The Banff Springs Golf Course close to the hotel.


A day was spent at Lake Louise in perfect conditions. We walked to the end of the lake and continued on the Plain of the Six Glaciers trail to the Teahouse and towards the Victoria Glacier.


Walking on the Plain of the Six Glaciers trail towards Mount Lefroy, Mount Victoria and the Victoria Glacier.


Walking on a scree slope near the Abbott Pass Viewpoint.


Avalanche falling off the upper Victoria Glacier.


View towards Mt Victoria and Abbott Pass. The Abbotts Pass Hut located on the pass was constructed by Canadian Pacific Railway Swiss guides in 1922. It is the second highest permanent, habitable structure in Canada.


A columbian ground squirrel near the Teahouse. These animals were very tame and very cute.


Heading back down the mountain towards Lake Louise and the Chateau in the distance.


The Fairmont Chateau Lake Louise is on the eastern shore of Lake Louise. The original Chateau was built in 1890 by the Canadian Pacific Railway following completion of the transcontinental railway.


Moraine Lake is situated in the Valley of the Ten Peaks about 14 kilometres from Lake Louise.


Moraine Lake. The lake is renowned for its blue coloured waters.


We spent the following day driving from Banff to Jasper along the Icefields Parkway. This is one of the most scenic drives in the world, containing great mountain scenery, numerous glaciers, beautiful lakes and rivers. Our first stop during the drive was at Bow Lake.


Peyto Lake from Bow Summit. The lake has a brilliant blue colour caused by glacial runoff.


At Mistaya Canyon, the Mistaya River plunges into a narrow canyon forming many potholes.


Scenery along the Icefields Parkway.


The Icefield Interpretive Centre is located near the Columbia Icefield, and is used as a lodge and for ticket sales for sightseeing on the nearby Athabasca Glacier. The Columbia Icefield sits astride the Continental Divide of North America, lies partly in Banff and Jasper National Parks, and feeds eight major glaciers.


The Athabasca Glacier has receding significantly since its greatest modern-era extent in 1844. The glacier currently recedes at a rate of about 20 metres per year and has receded more than 1.5 km in the past 125 years and lost over half of its volume.


We did a 2.5 hour guided icewalk on the lower half of the Athabasca Glacier, walking past crevasses and meltstreams, and learning about glaciology. Crampons made walking on the ice very easy.


Meltwater flowing into the interior of the Athabasca Glacier.


Some of the group on the Athabasca Glacier.

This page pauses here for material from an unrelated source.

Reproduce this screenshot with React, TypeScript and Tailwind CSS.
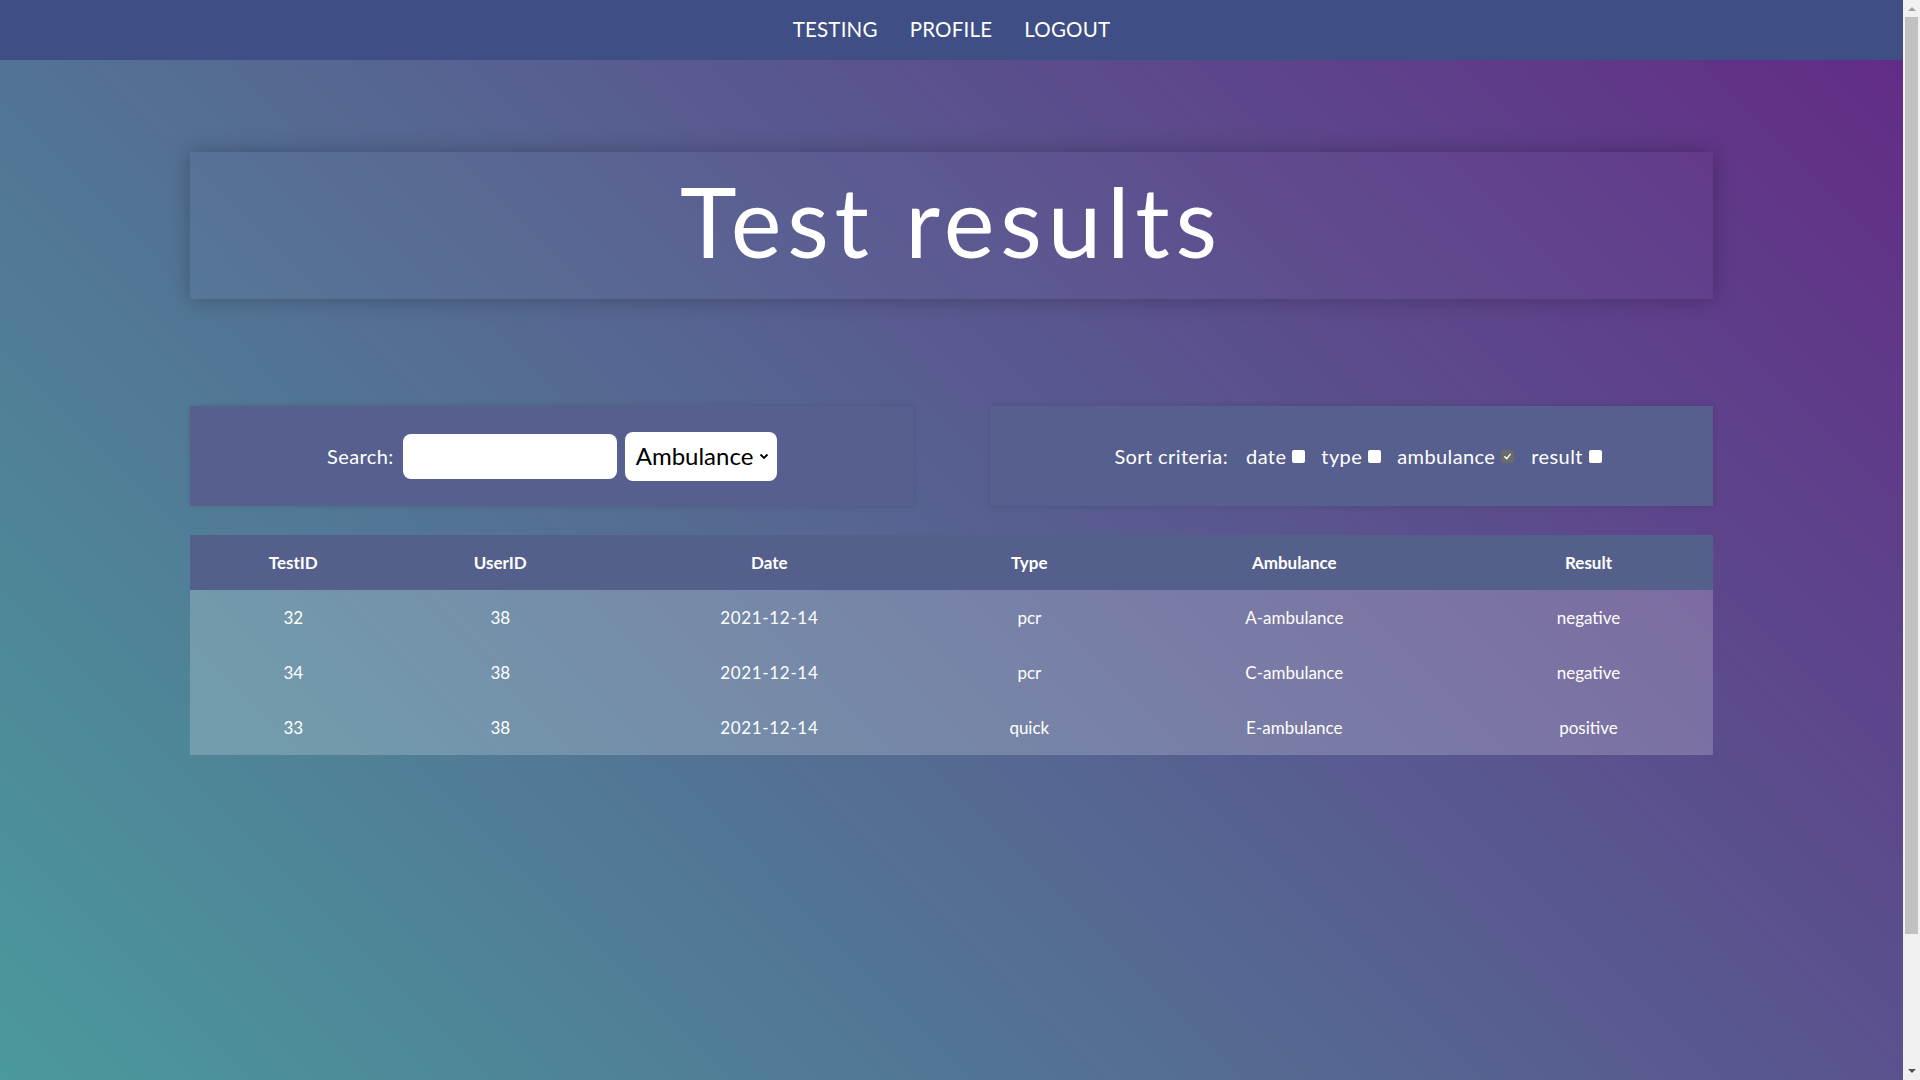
import React from "react";

const rows = [
  { id: "32", user: "38", date: "2021-12-14", type: "pcr", amb: "A-ambulance", res: "negative" },
  { id: "34", user: "38", date: "2021-12-14", type: "pcr", amb: "C-ambulance", res: "negative" },
  { id: "33", user: "38", date: "2021-12-14", type: "quick", amb: "E-ambulance", res: "positive" },
];

function Box({ checked }: { checked?: boolean }) {
  if (checked) {
    return (
      <span className="inline-flex w-[13px] h-[13px] bg-[#6b6b6b] rounded-[2px] items-center justify-center">
        <svg width="9" height="9" viewBox="0 0 10 10">
          <path d="M2 5.2 L4.2 7.4 L8 2.6" stroke="white" strokeWidth="1.6" fill="none" strokeLinecap="round" strokeLinejoin="round" />
        </svg>
      </span>
    );
  }
  return <span className="inline-block w-[13px] h-[13px] bg-white rounded-[2px]" />;
}

function Scrollbar() {
  return (
    <div className="w-[17px] h-[1080px] bg-[#f1f1f1] flex flex-col items-center shrink-0">
      <div className="h-[17px] flex items-center justify-center">
        <svg width="8" height="5" viewBox="0 0 8 5"><path d="M0 5 L4 1 L8 5 Z" fill="#a3a3a3" /></svg>
      </div>
      <div className="w-[13px] h-[917px] bg-[#c1c1c1]" />
      <div className="flex-1" />
      <div className="h-[17px] flex items-center justify-center">
        <svg width="8" height="5" viewBox="0 0 8 5"><path d="M0 0 L4 4 L8 0 Z" fill="#505050" /></svg>
      </div>
    </div>
  );
}

export default function App() {
  return (
    <div className="flex h-[1080px] overflow-hidden">
      <div className="flex-1 h-[1080px] overflow-hidden">
        <div className="min-h-[1232px] bg-[linear-gradient(45deg,#499f9d,#632a86)] font-['Lato',sans-serif] text-white">
          <nav className="h-[60px] bg-[#3f4e84] flex justify-center items-center gap-[32px] text-[20.5px] tracking-[0.01em] pb-[2px]">
            <a className="cursor-pointer">TESTING</a>
            <a className="cursor-pointer">PROFILE</a>
            <a className="cursor-pointer">LOGOUT</a>
          </nav>
          <div className="w-[80%] mx-auto pt-[92px]">
            <div className="h-[147px] flex items-center justify-center pb-[10px] bg-white/[0.02] shadow-[0_0_20px_rgba(0,0,0,0.25)]">
              <h1 className="text-[96px] leading-none tracking-[0.06em] font-normal">Test results</h1>
            </div>
            <div className="mt-[107px] flex justify-between">
              <div className="w-[47.5%] h-[100px] bg-[#565f8e] shadow-[0_0_6px_rgba(0,0,0,0.12)] flex items-center justify-center">
                <span className="text-[20px] mr-[9px] tracking-[0.02em]">Search:</span>
                <input className="w-[214px] h-[45px] bg-white rounded-[8px] outline-none text-black px-2 text-[20px]" />
                <div className="ml-[8px] w-[152px] h-[49px] bg-white rounded-[8px] flex items-center justify-between pl-[11px] pr-[8px] text-black text-[24px]">
                  <span>Ambulance</span>
                  <svg width="10" height="7" viewBox="0 0 10 7">
                    <path d="M1.5 1.5 L5 5 L8.5 1.5" stroke="black" strokeWidth="1.8" fill="none" />
                  </svg>
                </div>
              </div>
              <div className="w-[47.5%] h-[100px] bg-[#565f8e] shadow-[0_0_6px_rgba(0,0,0,0.12)] flex items-center justify-center text-[20px] tracking-[0.02em]">
                <div className="flex items-center ml-[14px]">
                  <span className="mr-[18px]">Sort criteria:</span>
                  <span className="mr-[6px]">date</span>
                  <Box />
                  <span className="ml-[16px] mr-[6px]">type</span>
                  <Box />
                  <span className="ml-[16px] mr-[6px]">ambulance</span>
                  <Box checked />
                  <span className="ml-[17px] mr-[6px]">result</span>
                  <Box />
                </div>
              </div>
            </div>
            <table className="mt-[29px] w-full table-fixed border-collapse text-[17px]">
              <colgroup>
                <col className="w-[206px]" />
                <col className="w-[208px]" />
                <col className="w-[330px]" />
                <col className="w-[190px]" />
                <col className="w-[340px]" />
                <col />
              </colgroup>
              <thead>
                <tr className="h-[55px] bg-[#555f8c]">
                  <th className="font-bold">TestID</th>
                  <th className="font-bold">UserID</th>
                  <th className="font-bold">Date</th>
                  <th className="font-bold">Type</th>
                  <th className="font-bold">Ambulance</th>
                  <th className="font-bold">Result</th>
                </tr>
              </thead>
              <tbody>
                {rows.map((r, i) => (
                  <tr key={i} className="h-[55px] bg-white/20 text-center">
                    <td>{r.id}</td>
                    <td>{r.user}</td>
                    <td className="tracking-[0.04em]">{r.date}</td>
                    <td>{r.type}</td>
                    <td>{r.amb}</td>
                    <td>{r.res}</td>
                  </tr>
                ))}
              </tbody>
            </table>
          </div>
        </div>
      </div>
      <Scrollbar />
    </div>
  );
}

As we walked on the glacier we watched Snow Coaches transporting tourists further up the glacier.


On the Athabasca Glacier.


Walking back down the glacier.


The following day in Jasper we did a walk at Mount Edith Cavell to view the Angel Glacier and surrounding scenery.

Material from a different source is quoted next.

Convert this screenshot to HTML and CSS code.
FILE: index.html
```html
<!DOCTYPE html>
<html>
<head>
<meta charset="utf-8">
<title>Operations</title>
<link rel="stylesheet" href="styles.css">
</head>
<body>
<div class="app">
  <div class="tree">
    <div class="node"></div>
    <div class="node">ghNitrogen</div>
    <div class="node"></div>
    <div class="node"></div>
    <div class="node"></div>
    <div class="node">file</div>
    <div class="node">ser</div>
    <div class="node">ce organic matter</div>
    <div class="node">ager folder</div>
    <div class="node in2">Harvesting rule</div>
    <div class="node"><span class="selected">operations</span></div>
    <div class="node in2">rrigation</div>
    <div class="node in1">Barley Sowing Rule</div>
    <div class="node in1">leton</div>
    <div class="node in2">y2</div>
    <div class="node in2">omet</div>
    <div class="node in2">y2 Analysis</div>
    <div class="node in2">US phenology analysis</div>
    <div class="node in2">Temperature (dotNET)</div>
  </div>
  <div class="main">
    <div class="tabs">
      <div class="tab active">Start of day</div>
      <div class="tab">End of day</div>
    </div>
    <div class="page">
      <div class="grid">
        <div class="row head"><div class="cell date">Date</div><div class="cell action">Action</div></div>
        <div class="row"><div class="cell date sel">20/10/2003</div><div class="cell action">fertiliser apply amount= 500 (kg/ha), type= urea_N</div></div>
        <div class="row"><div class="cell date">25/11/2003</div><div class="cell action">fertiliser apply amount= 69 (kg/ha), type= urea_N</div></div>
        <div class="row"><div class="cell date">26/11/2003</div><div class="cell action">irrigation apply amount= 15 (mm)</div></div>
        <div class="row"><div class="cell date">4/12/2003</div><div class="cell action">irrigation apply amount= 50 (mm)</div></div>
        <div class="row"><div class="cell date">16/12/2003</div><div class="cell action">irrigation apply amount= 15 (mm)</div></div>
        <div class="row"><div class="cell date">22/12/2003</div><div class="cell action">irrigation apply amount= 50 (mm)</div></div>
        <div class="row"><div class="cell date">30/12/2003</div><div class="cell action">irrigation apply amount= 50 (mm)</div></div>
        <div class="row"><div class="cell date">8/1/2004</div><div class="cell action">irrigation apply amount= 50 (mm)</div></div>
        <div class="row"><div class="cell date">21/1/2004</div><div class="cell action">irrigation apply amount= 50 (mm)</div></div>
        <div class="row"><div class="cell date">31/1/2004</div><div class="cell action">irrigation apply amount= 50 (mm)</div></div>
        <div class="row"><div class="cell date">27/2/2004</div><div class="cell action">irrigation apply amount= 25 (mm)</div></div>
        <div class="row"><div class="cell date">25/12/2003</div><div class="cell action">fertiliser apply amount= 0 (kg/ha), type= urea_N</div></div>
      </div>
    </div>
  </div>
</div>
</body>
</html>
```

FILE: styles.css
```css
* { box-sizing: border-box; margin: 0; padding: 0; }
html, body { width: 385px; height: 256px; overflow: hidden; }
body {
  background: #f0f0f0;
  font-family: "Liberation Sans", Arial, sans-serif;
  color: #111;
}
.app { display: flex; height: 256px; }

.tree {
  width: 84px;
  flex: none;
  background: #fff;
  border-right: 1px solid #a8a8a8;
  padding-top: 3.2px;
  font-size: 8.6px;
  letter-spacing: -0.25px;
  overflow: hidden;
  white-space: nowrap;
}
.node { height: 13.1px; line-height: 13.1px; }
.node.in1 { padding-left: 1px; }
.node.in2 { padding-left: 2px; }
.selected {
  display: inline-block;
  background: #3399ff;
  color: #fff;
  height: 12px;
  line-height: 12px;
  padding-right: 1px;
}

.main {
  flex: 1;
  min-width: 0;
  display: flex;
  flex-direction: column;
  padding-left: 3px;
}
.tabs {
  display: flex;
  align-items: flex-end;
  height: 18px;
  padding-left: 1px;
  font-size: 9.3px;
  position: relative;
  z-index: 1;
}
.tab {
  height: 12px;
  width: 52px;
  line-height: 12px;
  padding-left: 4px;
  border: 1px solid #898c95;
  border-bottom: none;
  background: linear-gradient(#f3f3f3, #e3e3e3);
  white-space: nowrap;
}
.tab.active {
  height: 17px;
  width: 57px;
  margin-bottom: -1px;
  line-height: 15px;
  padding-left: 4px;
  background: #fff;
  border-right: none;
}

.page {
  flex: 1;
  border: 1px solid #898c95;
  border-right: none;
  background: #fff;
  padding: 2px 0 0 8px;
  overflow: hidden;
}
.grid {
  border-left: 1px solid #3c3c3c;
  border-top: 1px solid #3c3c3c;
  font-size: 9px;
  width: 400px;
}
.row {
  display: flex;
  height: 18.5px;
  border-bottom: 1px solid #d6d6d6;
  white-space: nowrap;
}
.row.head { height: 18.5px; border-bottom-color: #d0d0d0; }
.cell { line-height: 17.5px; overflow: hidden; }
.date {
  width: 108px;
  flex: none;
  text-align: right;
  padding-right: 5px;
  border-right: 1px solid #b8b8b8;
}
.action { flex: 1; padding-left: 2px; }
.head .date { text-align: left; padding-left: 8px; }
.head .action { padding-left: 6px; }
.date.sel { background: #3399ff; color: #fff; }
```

The Angel Glacier flows down the north face of Mount Edith Cavell. It is named as such because it has the appearance of an angel with out-swept wings.


Glacier and lake at the base of Mount Edith Cavell.


We also walked around the Valley of the Five Lakes near Jasper. This area contained a series of green and turquoise coloured lakes.


Totem pole in Jasper. The original totem pole stood for nearly a century, but was replaced in 2010 because of weather and structural damage.


Steam Locomotive 6015 on display in Jasper. This steam engine was one of 16 Mountain Type engines built by the Canadian Locomotive Company of Kingston, Ontario in 1923, and used by Canadian National Railways.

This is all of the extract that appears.